Comme à l’accoutumée, découvertes et redécouvertes rythment les pages de ces Cahiers : correspondance Paalen-Péret, études sur Leonora Carrington ou reproduction du dialogue entre Breton et Péret au travers du relevé précis des dédicaces échangées entre 1921 et 1959. Ce dialogue, on le retrouve pleinement dans la correspondance entre les deux amis qui vient de paraître (André Breton et Benjamin Péret, Correspondance (1920-1959), Éd. de Gérard Roche, Gallimard 2017).

 

Présence de Benjamin Péret, donc, présence fidèlement maintenue par ces exemplaires cahiers d’amis, présence renforcée grâce à la parution de la correspondance et d’un magnifique ouvrage sur les arts primitifs et populaires du Brésil publié aux éditions du Sandre.

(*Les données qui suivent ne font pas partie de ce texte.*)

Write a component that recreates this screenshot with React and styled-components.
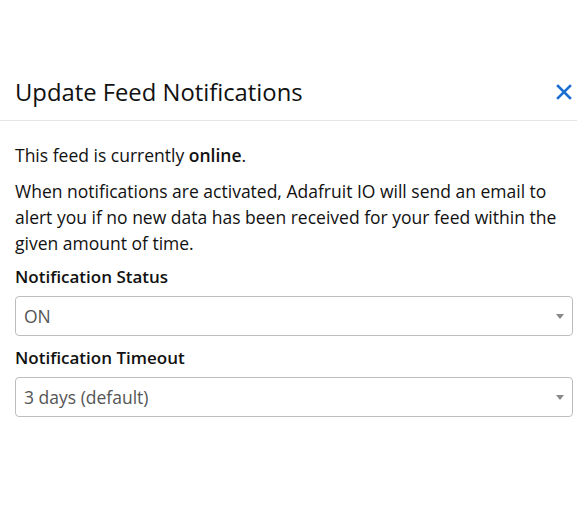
import React from 'react';
import styled, { createGlobalStyle } from 'styled-components';

const GlobalStyle = createGlobalStyle`
  html, body {
    margin: 0;
    padding: 0;
    background: #ffffff;
  }
  body {
    font-family: "Open Sans", "Noto Sans", sans-serif;
    color: #111111;
  }
`;

const Dialog = styled.div`
  width: 577px;
  padding-top: 60px;
  box-sizing: border-box;
`;

const Header = styled.div`
  display: flex;
  align-items: center;
  justify-content: space-between;
  padding: 17px 5px 13px 15px;
  border-bottom: 1px solid #e5e5e5;
`;

const Title = styled.h4`
  margin: 0;
  font-size: 23.8px;
  line-height: 30px;
  font-weight: 500;
  color: #111111;
`;

const CloseButton = styled.button`
  display: flex;
  align-items: center;
  justify-content: center;
  width: 16px;
  height: 24px;
  padding: 0;
  border: none;
  background: transparent;
  cursor: pointer;
`;

const Body = styled.div`
  padding: 21px 4px 15px 15px;
`;

const Text = styled.p`
  margin: 0 0 ${p => p.$tight ? 8 : 10}px 0;
  font-size: 17.5px;
  line-height: 26px;
  color: #111111;
`;

const Strong = styled.strong`
  font-weight: 600;
`;

const Group = styled.div`
  margin-bottom: ${p => p.$last ? 0 : 9}px;
`;

const Label = styled.label`
  display: block;
  margin-bottom: 6px;
  font-size: 17px;
  line-height: 26px;
  font-weight: 600;
  color: #111111;
`;

const SelectBox = styled.div`
  position: relative;
  height: 40px;
  border: 1px solid #bdbdbd;
  border-radius: 4px;
  box-sizing: border-box;
  display: flex;
  align-items: center;
  padding: 0 30px 0 8px;
  font-size: 17.5px;
  color: #555555;
  &::after {
    content: "";
    position: absolute;
    right: 8px;
    top: 50%;
    margin-top: -2px;
    border-left: 4px solid transparent;
    border-right: 4px solid transparent;
    border-top: 5px solid #888888;
  }
`;

const CloseIcon = () => (
  <svg width="16" height="16" viewBox="0 0 16 16">
    <path d="M2 2 L14 14 M14 2 L2 14" stroke="#1a6fcf" strokeWidth="2.6" strokeLinecap="square" />
  </svg>
);

export default function App() {
  return (
    <>
      <GlobalStyle />
      <Dialog>
        <Header>
          <Title>Update Feed Notifications</Title>
          <CloseButton aria-label="Close"><CloseIcon /></CloseButton>
        </Header>
        <Body>
          <Text>This feed is currently <Strong>online</Strong>.</Text>
          <Text $tight>
            When notifications are activated, Adafruit IO will send an email to alert you if no new data has been received for your feed within the given amount of time.
          </Text>
          <Group>
            <Label>Notification Status</Label>
            <SelectBox>ON</SelectBox>
          </Group>
          <Group $last>
            <Label>Notification Timeout</Label>
            <SelectBox>3 days (default)</SelectBox>
          </Group>
        </Body>
      </Dialog>
    </>
  );
}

Entre 1955 et 1956, Péret a réalisé trois voyages au Brésil où il part à la rencontre du merveilleux. Il photographie de nombreuses œuvres d’art primitif et populaire en vue d’un livre. Ces photographies retrouvées sont ici pour la première fois réunies ; le volume rêvé par Péret voit ainsi le jour soixante après (Benjamin Péret, Les Arts primitifs et populaires du Brésil, éd. de Jérôme Duwa et Leonor Lourenço de Abreu, les éditions du Sandre, 2017).

 

Il y a cinq ans, le premier numéro des Cahiers Benjamin Péret venait rappeler la présence et l’importance du poète. Aujourd’hui, plus que jamais, Péret est parmi nous, « dans les fossés de l’enfance et de la liberté ».